*** GIVEN ENTRIES

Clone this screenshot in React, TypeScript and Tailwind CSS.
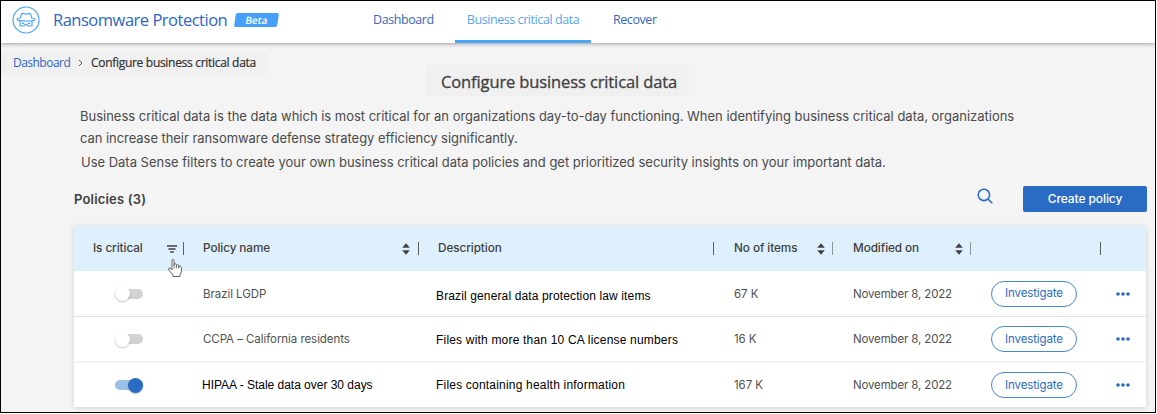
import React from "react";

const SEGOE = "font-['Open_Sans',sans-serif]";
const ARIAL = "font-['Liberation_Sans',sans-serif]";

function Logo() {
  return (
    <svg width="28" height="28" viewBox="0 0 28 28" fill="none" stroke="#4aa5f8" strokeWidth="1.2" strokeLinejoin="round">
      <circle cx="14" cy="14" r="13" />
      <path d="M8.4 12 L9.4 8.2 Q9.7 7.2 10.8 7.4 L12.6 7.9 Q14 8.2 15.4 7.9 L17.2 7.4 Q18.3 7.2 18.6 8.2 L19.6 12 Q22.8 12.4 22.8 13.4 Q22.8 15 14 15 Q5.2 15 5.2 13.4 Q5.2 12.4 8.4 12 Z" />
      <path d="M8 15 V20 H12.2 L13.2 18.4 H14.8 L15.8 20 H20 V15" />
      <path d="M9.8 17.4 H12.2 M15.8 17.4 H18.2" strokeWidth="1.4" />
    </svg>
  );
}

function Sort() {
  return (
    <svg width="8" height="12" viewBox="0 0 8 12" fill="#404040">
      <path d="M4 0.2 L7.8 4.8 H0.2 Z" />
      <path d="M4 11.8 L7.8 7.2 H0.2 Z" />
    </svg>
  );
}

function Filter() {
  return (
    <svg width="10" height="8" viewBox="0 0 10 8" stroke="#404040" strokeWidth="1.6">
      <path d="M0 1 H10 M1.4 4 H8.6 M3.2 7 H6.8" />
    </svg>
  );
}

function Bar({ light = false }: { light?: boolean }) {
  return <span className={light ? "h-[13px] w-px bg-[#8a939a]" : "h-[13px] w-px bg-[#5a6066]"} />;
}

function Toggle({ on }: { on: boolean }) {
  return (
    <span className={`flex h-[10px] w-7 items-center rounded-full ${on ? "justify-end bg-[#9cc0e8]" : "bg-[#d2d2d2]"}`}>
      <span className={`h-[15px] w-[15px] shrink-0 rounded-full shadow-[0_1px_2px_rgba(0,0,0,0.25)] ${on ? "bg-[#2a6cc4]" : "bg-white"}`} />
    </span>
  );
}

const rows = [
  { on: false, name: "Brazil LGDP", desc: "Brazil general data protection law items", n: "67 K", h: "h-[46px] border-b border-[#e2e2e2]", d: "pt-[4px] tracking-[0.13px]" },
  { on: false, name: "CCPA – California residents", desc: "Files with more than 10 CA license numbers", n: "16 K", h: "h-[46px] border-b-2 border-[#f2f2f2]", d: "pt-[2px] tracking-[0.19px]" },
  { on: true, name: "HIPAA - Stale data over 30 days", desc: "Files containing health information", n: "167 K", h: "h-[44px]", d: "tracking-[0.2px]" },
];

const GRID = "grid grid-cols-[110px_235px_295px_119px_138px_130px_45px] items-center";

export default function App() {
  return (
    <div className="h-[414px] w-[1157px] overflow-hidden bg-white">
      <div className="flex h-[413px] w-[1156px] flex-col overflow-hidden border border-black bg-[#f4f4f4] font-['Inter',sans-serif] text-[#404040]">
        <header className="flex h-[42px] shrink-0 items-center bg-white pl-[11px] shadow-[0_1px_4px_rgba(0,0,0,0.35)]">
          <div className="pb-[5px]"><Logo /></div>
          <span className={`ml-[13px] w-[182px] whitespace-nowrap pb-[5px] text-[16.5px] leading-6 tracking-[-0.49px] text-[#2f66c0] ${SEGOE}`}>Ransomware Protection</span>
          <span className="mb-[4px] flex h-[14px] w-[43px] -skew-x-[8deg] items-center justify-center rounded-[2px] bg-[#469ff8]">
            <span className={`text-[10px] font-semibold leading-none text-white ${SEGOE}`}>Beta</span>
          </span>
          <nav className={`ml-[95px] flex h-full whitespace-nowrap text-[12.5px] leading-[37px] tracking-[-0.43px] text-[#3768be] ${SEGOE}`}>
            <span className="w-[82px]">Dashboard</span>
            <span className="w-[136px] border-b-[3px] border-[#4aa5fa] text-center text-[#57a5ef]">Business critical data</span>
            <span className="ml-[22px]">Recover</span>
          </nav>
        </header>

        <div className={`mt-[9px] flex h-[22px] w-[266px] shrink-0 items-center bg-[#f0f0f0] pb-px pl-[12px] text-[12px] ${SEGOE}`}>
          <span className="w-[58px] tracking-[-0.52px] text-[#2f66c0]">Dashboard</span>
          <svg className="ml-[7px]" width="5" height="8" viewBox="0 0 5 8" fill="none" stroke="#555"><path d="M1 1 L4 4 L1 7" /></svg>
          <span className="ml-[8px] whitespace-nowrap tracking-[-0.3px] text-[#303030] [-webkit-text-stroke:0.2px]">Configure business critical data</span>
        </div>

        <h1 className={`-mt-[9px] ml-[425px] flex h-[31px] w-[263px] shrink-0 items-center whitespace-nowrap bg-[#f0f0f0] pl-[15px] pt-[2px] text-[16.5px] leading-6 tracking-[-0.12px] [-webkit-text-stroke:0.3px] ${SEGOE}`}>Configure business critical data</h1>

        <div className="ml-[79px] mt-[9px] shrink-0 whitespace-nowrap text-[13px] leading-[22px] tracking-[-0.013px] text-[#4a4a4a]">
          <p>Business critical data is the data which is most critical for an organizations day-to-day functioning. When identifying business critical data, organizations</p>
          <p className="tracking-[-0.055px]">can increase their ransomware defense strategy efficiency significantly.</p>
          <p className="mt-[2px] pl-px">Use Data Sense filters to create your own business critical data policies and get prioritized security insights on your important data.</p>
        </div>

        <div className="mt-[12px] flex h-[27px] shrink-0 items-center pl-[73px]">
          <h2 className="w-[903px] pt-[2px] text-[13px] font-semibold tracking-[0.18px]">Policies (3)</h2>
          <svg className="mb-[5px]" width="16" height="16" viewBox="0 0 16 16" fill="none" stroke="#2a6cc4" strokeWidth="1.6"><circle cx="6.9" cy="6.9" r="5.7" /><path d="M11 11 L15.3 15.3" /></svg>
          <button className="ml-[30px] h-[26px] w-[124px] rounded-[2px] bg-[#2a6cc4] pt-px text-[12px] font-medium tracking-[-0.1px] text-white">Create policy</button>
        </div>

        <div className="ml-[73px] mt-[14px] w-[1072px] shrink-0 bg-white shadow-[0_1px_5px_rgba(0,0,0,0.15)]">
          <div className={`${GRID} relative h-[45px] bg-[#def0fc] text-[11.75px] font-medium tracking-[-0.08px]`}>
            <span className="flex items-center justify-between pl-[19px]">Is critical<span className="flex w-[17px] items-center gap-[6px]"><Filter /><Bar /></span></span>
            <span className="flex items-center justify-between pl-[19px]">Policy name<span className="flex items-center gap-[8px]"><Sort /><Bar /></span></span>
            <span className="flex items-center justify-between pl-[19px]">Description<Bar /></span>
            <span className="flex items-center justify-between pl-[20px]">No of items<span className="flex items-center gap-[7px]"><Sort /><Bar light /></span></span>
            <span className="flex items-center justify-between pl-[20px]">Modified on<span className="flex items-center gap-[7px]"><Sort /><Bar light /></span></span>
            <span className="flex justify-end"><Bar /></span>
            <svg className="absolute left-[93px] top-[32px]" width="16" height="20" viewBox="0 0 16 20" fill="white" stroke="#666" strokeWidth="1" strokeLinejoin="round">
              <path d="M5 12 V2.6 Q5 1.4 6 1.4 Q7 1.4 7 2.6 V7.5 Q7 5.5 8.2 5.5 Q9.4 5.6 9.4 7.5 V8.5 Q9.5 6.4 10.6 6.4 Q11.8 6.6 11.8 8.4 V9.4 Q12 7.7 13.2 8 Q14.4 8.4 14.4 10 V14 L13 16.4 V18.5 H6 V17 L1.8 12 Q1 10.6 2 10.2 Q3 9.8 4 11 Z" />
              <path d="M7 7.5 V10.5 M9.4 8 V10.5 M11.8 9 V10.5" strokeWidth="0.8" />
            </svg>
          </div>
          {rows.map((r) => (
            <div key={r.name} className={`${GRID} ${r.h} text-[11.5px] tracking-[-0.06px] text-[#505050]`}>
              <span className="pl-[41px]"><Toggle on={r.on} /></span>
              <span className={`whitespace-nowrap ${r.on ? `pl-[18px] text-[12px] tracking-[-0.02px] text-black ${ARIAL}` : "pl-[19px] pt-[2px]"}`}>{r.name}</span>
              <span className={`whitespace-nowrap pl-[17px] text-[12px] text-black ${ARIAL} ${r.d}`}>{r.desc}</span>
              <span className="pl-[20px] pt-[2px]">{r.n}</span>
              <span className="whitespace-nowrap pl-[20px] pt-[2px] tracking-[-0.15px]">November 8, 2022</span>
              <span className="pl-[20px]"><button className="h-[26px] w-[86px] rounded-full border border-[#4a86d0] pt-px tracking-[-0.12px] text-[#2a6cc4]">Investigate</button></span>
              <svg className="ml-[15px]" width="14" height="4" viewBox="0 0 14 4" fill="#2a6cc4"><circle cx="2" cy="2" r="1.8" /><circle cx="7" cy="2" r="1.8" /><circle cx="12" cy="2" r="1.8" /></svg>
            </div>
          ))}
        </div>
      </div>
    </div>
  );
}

******
*** GIVEN ENTRIES

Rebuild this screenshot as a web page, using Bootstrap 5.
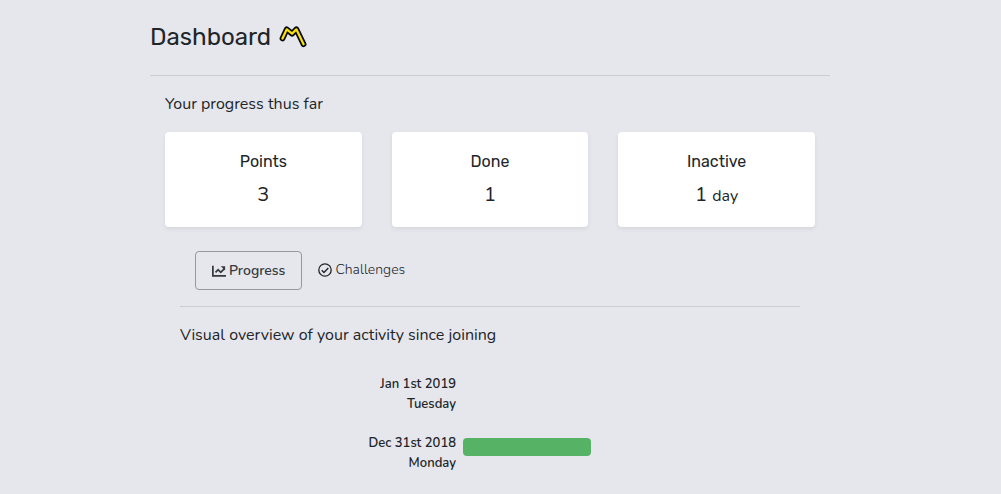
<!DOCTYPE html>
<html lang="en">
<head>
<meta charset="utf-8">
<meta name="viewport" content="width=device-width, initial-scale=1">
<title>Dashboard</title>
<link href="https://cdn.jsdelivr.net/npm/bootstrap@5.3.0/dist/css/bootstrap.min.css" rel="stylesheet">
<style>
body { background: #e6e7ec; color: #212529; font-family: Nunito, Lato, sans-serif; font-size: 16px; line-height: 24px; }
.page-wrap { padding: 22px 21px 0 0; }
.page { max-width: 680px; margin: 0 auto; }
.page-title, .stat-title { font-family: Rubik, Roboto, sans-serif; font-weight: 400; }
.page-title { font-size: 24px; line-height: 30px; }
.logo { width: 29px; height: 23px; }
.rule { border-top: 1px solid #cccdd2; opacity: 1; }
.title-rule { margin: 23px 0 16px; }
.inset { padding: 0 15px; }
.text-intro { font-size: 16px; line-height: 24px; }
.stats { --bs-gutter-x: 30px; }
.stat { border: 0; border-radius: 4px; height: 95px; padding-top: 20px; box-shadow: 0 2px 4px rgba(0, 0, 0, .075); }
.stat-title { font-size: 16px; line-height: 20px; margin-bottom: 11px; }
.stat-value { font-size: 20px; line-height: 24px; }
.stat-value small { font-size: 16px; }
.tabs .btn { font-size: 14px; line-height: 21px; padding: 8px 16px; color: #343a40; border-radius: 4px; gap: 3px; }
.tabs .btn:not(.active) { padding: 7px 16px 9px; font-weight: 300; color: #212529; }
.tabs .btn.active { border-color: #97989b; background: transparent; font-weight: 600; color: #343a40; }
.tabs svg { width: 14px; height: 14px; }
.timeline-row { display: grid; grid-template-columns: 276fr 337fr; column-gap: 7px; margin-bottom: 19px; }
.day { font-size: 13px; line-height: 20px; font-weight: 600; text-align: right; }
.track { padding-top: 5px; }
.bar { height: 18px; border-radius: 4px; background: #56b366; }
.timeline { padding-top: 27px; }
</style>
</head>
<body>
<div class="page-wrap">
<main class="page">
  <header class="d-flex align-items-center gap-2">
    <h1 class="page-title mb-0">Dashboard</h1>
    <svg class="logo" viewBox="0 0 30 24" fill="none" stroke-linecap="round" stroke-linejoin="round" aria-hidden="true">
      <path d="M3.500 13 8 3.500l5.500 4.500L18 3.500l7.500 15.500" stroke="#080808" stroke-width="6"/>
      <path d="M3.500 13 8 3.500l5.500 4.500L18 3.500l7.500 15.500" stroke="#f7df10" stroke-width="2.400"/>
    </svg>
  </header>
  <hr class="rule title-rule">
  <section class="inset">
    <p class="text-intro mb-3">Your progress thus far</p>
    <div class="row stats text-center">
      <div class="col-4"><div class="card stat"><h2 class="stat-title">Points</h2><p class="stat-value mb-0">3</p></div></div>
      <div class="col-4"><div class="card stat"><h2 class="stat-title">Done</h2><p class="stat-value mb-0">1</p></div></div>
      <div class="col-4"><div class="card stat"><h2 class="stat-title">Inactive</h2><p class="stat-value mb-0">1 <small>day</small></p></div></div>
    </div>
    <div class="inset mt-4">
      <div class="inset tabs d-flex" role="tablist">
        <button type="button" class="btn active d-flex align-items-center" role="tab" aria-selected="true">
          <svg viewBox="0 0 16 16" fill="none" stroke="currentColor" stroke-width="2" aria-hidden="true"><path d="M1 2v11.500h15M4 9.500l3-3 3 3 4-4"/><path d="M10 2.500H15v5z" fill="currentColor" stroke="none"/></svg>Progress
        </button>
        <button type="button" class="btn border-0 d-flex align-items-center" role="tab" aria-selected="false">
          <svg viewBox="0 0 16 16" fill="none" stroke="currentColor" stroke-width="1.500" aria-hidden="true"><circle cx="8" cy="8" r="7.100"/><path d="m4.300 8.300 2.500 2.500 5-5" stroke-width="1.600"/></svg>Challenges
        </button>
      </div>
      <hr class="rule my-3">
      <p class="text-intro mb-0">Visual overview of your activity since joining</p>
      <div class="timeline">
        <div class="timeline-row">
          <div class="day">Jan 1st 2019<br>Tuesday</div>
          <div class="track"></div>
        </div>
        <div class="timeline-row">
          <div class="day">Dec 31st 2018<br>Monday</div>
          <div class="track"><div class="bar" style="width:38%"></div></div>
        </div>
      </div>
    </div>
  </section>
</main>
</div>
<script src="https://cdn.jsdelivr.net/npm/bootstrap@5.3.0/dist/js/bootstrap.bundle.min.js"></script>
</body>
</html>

******

## PROBLEM DESCRIPTION
Say how many lines in the records hold "this", with the number as the whole reply.

## FULL SOLUTION
2